I agree with Bjorn. We are pleased to see the BMP funded, but we know that making it a complete system that works requires more funding.
-LONG ASIDE-
my friend hosted a “democratic exercise” where we took turns doing interpretive readings from the voters guide.
It is a really fun way to educate yourself and each other on the issues we as citizens are charged with deciding on.
after a few hours of debate the consensus of the group was to vote “No” on all the measures except the last one (which changes the accountability of the PDC) on which we were split.
Sure most people agree the Strong Mayor system is bad, but all the proposed measures are confusing as best.
This could be one of the lowest voter turnouts in years. Don’t feel guilty because you didn’t take time to fill in a few bubbles.
—end aside—
Oregonian credits Jonathan: http://tinyurl.com/2zyxy6
Mayor Maus! Mayor Maus! ¡mas!
Take a bow, Jonathan. We all did this together, but without the forum you provide for distributing this information, many of us would not have even known about this.

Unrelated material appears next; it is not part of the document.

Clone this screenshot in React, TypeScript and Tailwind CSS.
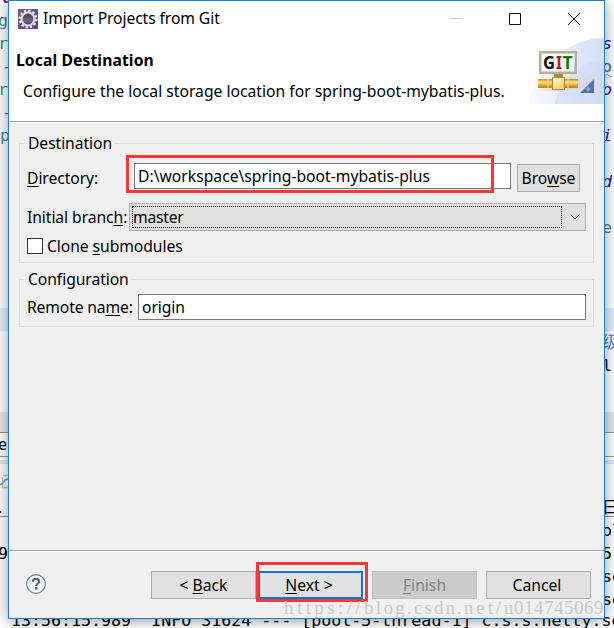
import type { ReactNode } from "react";

type EditorLine = { text: string; className?: string };

const leftCode: EditorLine[] = [
  { text: "u", className: "pl-1 font-bold text-[#8c179a]" },
  { text: "g", className: "text-[#4688a3]" },
  { text: "r", className: "text-[#3c8290]" },
  { text: "-", className: "pl-1 text-[#8146a0]" },
  { text: "r", className: "text-[#3c8290]" },
  { text: "-", className: "pl-1 text-[#8146a0]" },
  { text: "p", className: "pl-0.5 text-[#3c8290]" },
  { text: "" },
  { text: "" },
  { text: "" },
  { text: "" },
  { text: "" },
  { text: "" },
  { text: "" },
  { text: "", className: "bg-[#e4edfb]" },
  { text: "" },
  { text: "" },
];

const rightCode: EditorLine[] = [
  { text: "" },
  { text: "" },
  { text: "s", className: "italic text-[#3000d0]" },
  { text: "o", className: "text-[#4060b0] underline decoration-[#e8885a] decoration-wavy decoration-1" },
  { text: "o.", className: "italic text-[#3000d0]" },
  { text: "" },
  { text: "i.", className: "italic text-[#3000d0]" },
  { text: "" },
  { text: "d", className: "italic text-[#3000d0]" },
  { text: "" },
  { text: "e", className: "text-[#438087]" },
  { text: "" },
  { text: "" },
  { text: "" },
  { text: "", className: "bg-[#e4edfb]" },
  { text: "级", className: "text-[#6d7dbd]" },
  { text: "l" },
];

const leftLog: EditorLine[] = [{ text: "" }, { text: "9" }, { text: "" }, { text: "" }];
const rightLog: EditorLine[] = [{ text: "ol" }, { text: "5" }, { text: "se" }, { text: "se" }];

// Mnemonic letter, underlined the way Windows draws it
function Key({ children }: { children: ReactNode }) {
  return <span className="underline decoration-1 underline-offset-2">{children}</span>;
}

function Lines({ lines, indent }: { lines: EditorLine[]; indent: string }) {
  return lines.map((line, i) => (
    <div key={i} className={`h-[23px] shrink-0 whitespace-pre ${line.className ?? ""}`}>
      <span className={indent}>{line.text}</span>
    </div>
  ));
}

// The part of the IDE that shows beside the dialog
function IdeEdge({
  className,
  indent,
  code,
  log,
  tab,
  title,
  icon,
}: {
  className: string;
  indent: string;
  code: EditorLine[];
  log: EditorLine[];
  tab: string;
  title: string;
  icon?: ReactNode;
}) {
  return (
    <div className={`flex h-full shrink-0 flex-col overflow-hidden leading-[23px] ${className}`}>
      <div className="-mt-3.5 flex h-[426px] shrink-0 flex-col">
        <Lines lines={code} indent={indent} />
      </div>
      <div className="h-[21px] shrink-0 border-b border-[#999] bg-[#e6e6e6]" />
      <div className="h-6 shrink-0 border-b border-[#999] font-['Noto_Sans',sans-serif] text-[16px]">
        <span className={indent}>{tab}</span>
      </div>
      <div className="mt-[3px] h-1 shrink-0 bg-[#dfe5f5]" />
      <div className="flex h-[33px] shrink-0 items-center">{icon}</div>
      <div className="h-5 shrink-0 border-b border-[#888] font-['Noto_Sans','Noto_Sans_CJK_SC',sans-serif] text-[16px] leading-5 whitespace-nowrap">
        <span className={indent}>{title}</span>
      </div>
      <div className="pt-0.5">
        <Lines lines={log} indent={indent} />
      </div>
    </div>
  );
}

function EclipseIcon() {
  return (
    <svg width="20" height="20" viewBox="0 0 20 20">
      <defs>
        <linearGradient id="purple" x1="0" y1="0" x2="1" y2="1">
          <stop offset="0" stopColor="#6c6485" />
          <stop offset="1" stopColor="#5a3d8c" />
        </linearGradient>
        <linearGradient id="moon" x1="0" y1="0" x2="0" y2="1">
          <stop offset="0" stopColor="#3c3746" />
          <stop offset="0.6" stopColor="#6f6680" />
          <stop offset="1" stopColor="#47395e" />
        </linearGradient>
      </defs>
      <rect width="20" height="20" fill="url(#purple)" />
      <circle cx="10" cy="10" r="8.3" fill="none" stroke="#efedee" strokeWidth="2.2" strokeDasharray="2.3 2.05" />
      <circle cx="10" cy="10" r="6.5" fill="url(#moon)" stroke="#dedbdc" strokeWidth="2.2" />
    </svg>
  );
}

function GitBanner() {
  return (
    <svg width="75" height="66" viewBox="0 0 75 66" className="shrink-0">
      <defs>
        <linearGradient id="sky" x1="0" y1="0" x2="1" y2="0">
          <stop offset="0" stopColor="#f8faff" />
          <stop offset="1" stopColor="#d3dff7" />
        </linearGradient>
        <linearGradient id="pipe" x1="0" y1="0" x2="0" y2="1">
          <stop offset="0" stopColor="#c98909" />
          <stop offset="0.35" stopColor="#ffe08a" />
          <stop offset="1" stopColor="#bd7b04" />
        </linearGradient>
        <linearGradient id="box" x1="0" y1="0" x2="1" y2="1">
          <stop offset="0" stopColor="#fffbe9" />
          <stop offset="1" stopColor="#f0c55c" />
        </linearGradient>
        <linearGradient id="shade" x1="0" y1="0" x2="1" y2="0">
          <stop offset="0" stopColor="#d8dae0" stopOpacity="0" />
          <stop offset="0.5" stopColor="#d0d3da" />
          <stop offset="1" stopColor="#dadee8" />
        </linearGradient>
      </defs>
      <path d="M0 66C3 44 15 25 34 13C48 4 61 0 75 0V66Z" fill="url(#sky)" />
      <path d="M26 66C30 40 52 24 75 22V66Z" fill="#c9d8f5" opacity="0.45" />
      <path d="M0 52C32 49 55 38 75 35V43C55 50 42 56 0 52Z" fill="url(#shade)" opacity="0.8" />
      <path d="M65 41V55H51Z" fill="#5673a8" />
      <path d="M59 47l1 3 3 1-3 1-1 3-1-3-3-1 3-1z" fill="#89a2cc" />
      <rect x="11" y="14" width="36" height="21" fill="#f6faf9" stroke="#b3b198" strokeWidth="2" />
      <rect x="12.5" y="15.5" width="33" height="18" fill="none" stroke="#c7d4dc" />
      <g fontFamily="Noto Sans" fontSize="17.5" fontWeight="bold">
        <text x="14" y="31" fill="#111" textLength="12" lengthAdjust="spacingAndGlyphs">G</text>
        <text x="27" y="31" fill="#c00d25" textLength="6" lengthAdjust="spacingAndGlyphs">I</text>
        <text x="33.5" y="31" fill="#07820b">T</text>
      </g>
      <rect x="25" y="36" width="9" height="4" fill="#b28a37" />
      <rect x="9" y="41" width="40" height="9" fill="url(#pipe)" />
      <path d="M19 41v9M39 41v9" stroke="#f3d489" />
      <rect x="23.5" y="39.5" width="12" height="12" fill="url(#box)" stroke="#b98518" />
    </svg>
  );
}

function TitleBar() {
  return (
    <div className="flex h-9 items-center pl-[9px]">
      <EclipseIcon />
      <span className="ml-[5px] flex-1 tracking-[-0.1px]">Import Projects from Git</span>
      <svg width="146" height="30" viewBox="0 0 146 30" fill="none" className="mr-[7px]">
        <path d="M0 14.5h12" stroke="#ccc" />
        <path d="M58.5 9.5h11v11h-11zM117 9l12 12M129 9l-12 12" stroke="#111" />
      </svg>
    </div>
  );
}

function Group({ title, className, children }: { title: string; className: string; children: ReactNode }) {
  return (
    <fieldset className={`mx-[10px] border border-[#dcdcdc] pl-[7px] tracking-[-0.08px] ${className}`}>
      <legend className="-ml-px px-0.5 pt-px leading-[23px]">{title}</legend>
      {children}
    </fieldset>
  );
}

function DialogButton({ className, children }: { className: string; children: ReactNode }) {
  return <button className={`relative h-7 w-[105px] ${className}`}>{children}</button>;
}

function Destination() {
  return (
    <Group title="Destination" className="mt-[8px] h-[132px]">
      <div className="flex pt-2">
        <label className="w-[107px] pt-[3px] leading-6"><Key>D</Key>irectory:</label>
        <div className="relative h-[26px] w-[377px] border border-[#7a7a7a] bg-white pl-[3px] leading-6 tracking-normal">
          D:\workspace\spring-boot-mybatis-plus
          <span className="absolute -top-[9px] -left-[9px] h-[38px] w-[368px] border-3 border-[#fc3535]" />
        </div>
        <button className="mt-px ml-1.5 h-7 w-[63px] border border-[#adadad] bg-[#e1e1e1] leading-6">
          Bro<Key>w</Key>se
        </button>
      </div>
      <div className="mt-[11px] flex">
        <label className="w-[102px] pt-0.5 leading-6">Initial branc<Key>h</Key>:</label>
        <div className="flex h-7 w-[457px] items-center border border-[#adadad] bg-[#e1e1e1] pl-0.5">
          <span className="h-[22px] w-[430px] border border-dotted border-black leading-5 tracking-[-0.25px]">master</span>
          <svg width="10" height="6" viewBox="0 0 10 6" fill="none" className="ml-2">
            <path d="M0.5 0.5L5 5L9.5 0.5" stroke="#444" />
          </svg>
        </div>
      </div>
      <label className="mt-[3px] flex items-center gap-1 leading-6">
        <span className="size-4 border border-[#333] bg-white" />
        <span>Clone <Key>s</Key>ubmodules</span>
      </label>
    </Group>
  );
}

function Configuration() {
  return (
    <Group title="Configuration" className="mt-1 h-[60px]">
      <div className="flex pt-[3px]">
        <label className="w-[111px] pt-px leading-6 tracking-[-0.15px]">Remote na<Key>m</Key>e:</label>
        <div className="h-[26px] w-[448px] border border-[#7a7a7a] bg-white pl-[3px] leading-6">origin</div>
      </div>
    </Group>
  );
}

function Footer() {
  return (
    <footer className="mt-auto h-[68px] border-t border-[#a0a0a0]">
      <div className="flex h-full items-start border-t border-white pt-[19px] pr-[13px] pl-[17px]">
        <svg width="20" height="20" viewBox="0 0 20 20" fill="none" className="mt-[3px] mr-auto">
          <circle cx="10" cy="10" r="9.3" fill="#f6f7fa" stroke="#6b7b99" strokeWidth="1.2" />
          <path d="M6.8 7.7C6.8 5.8 8 4.8 10 4.8C12 4.8 13.2 5.8 13.2 7.4C13.2 9.5 10.2 9.5 10.2 12" stroke="#52638b" strokeWidth="2.2" />
          <rect x="9" y="13.2" width="2.4" height="2.4" fill="#52638b" />
        </svg>
        <DialogButton className="border border-[#adadad] bg-[#e1e1e1] pt-px leading-[25px]">
          &lt; <Key>B</Key>ack
        </DialogButton>
        <DialogButton className="mr-[9px] ml-0.5 border-2 border-[#0078d7] bg-[#e1e1e1] pt-px pr-[3px] leading-[23px]">
          <Key>N</Key>ext &gt;
          <span className="absolute -top-[11px] -left-1 h-10 w-28 border-3 border-[#fc3535]" />
        </DialogButton>
        <DialogButton className="mr-[9px] border border-[#bfbfbf] bg-[#ccc] pt-px leading-[25px] text-[#838383]">
          <Key>F</Key>inish
        </DialogButton>
        <DialogButton className="border border-[#adadad] bg-[#e1e1e1] pt-px pr-[3px] leading-[25px]">Cancel</DialogButton>
      </div>
    </footer>
  );
}

function Watermark() {
  return (
    <div className="absolute right-[10px] bottom-2 z-20 flex font-['Liberation_Serif',serif] text-[19px] leading-6 text-[#c9c9c4]">
      <span className="tracking-[3.4px]">https://</span>
      <span className="tracking-[2.3px]">blog.</span>
      <span className="tracking-[2.05px]">csdn.</span>
      <span className="tracking-[2.9px]">net/</span>
      <span className="tracking-[0.5px]">u014745069</span>
    </div>
  );
}

export default function App() {
  return (
    <div className="relative flex h-[628px] w-[614px] flex-col overflow-hidden bg-white font-['DejaVu_Sans_Mono','Noto_Sans_CJK_SC',monospace] text-[16.64px] text-black">
      <div className="flex h-[619px] shrink-0">
        <IdeEdge
          className="w-2"
          indent="-ml-0.5"
          code={leftCode}
          log={leftLog}
          tab="e"
          title="."
          icon={
            <svg width="8" height="16" viewBox="0 0 8 16" fill="none">
              <path d="M3 2.5h5M2.5 4v10.5H8" stroke="#d9c49a" strokeWidth="1.5" />
              <path d="M0 12l3-2 2-3 3-1" stroke="#58a5d0" strokeWidth="1.5" />
            </svg>
          }
        />
        <main className="relative z-10 flex h-[619px] w-[597px] shrink-0 flex-col border border-[#1883d7] bg-[#f0f0f0] font-['Noto_Sans',sans-serif] text-[15.7px] shadow-[0_2px_14px_rgba(0,0,0,0.4)]">
          <header className="h-[121px] shrink-0 border-b border-[#a0a0a0] bg-white">
            <TitleBar />
            <div className="flex justify-between pt-px">
              <div>
                <h1 className="mt-2.5 pl-[7px] leading-6 font-bold tracking-[0.1px]">Local Destination</h1>
                <p className="mt-[7px] pl-[14px] leading-6 whitespace-nowrap">
                  Configure the local storage location for spring-boot-mybatis-plus.
                </p>
              </div>
              <GitBanner />
            </div>
          </header>
          <div className="h-px shrink-0 bg-white" />
          <Destination />
          <Configuration />
          <Footer />
        </main>
        <IdeEdge className="w-[9px]" indent="-ml-[3px]" code={rightCode} log={rightLog} tab="" title="日" />
      </div>
      <div className="flex h-[9px] shrink-0 items-end pl-[11px]">
        <p className="-mb-[3px] leading-5 whitespace-pre">
          13:56:15.989  INFO 31624 --- [pool-5-thread-1] c.s.s.netty.se
        </p>
      </div>
      <Watermark />
    </div>
  );
}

I think a post on the front page about the O article is warranted! I’m proud of you, Jonathan, and grateful for what you do here. I’m also proud of all of us for our “ability to draw so much interest so quickly puts them among the most effective grass-roots, low-budget organizers around.”
Michelle from the BTA chiming in from New Caledonia here. Very delighted the BMP update is now funded; echoing frustrations at Mayor Potter’s reluctance to respond (initially) to community interest in a BMP; happy that he found a way to ultimately change his mind; but also chiming in in defense of certain members of his “young, inexperienced, mostly arrogant” staff (I quote from above) who were more instrumental than you may know at bringing this to our attention in the first place and at getting it funded. There are very good people there.
Back to vacation.
Dear Mr. Mayor,
I’m glad to see you’re not grinfucking the cyclist of this city anymore. I am also most pleased that you now understand yourself to be our bitch.
Now quit wasteing our money on useless projects and put it where it belongs, don’t be another vera.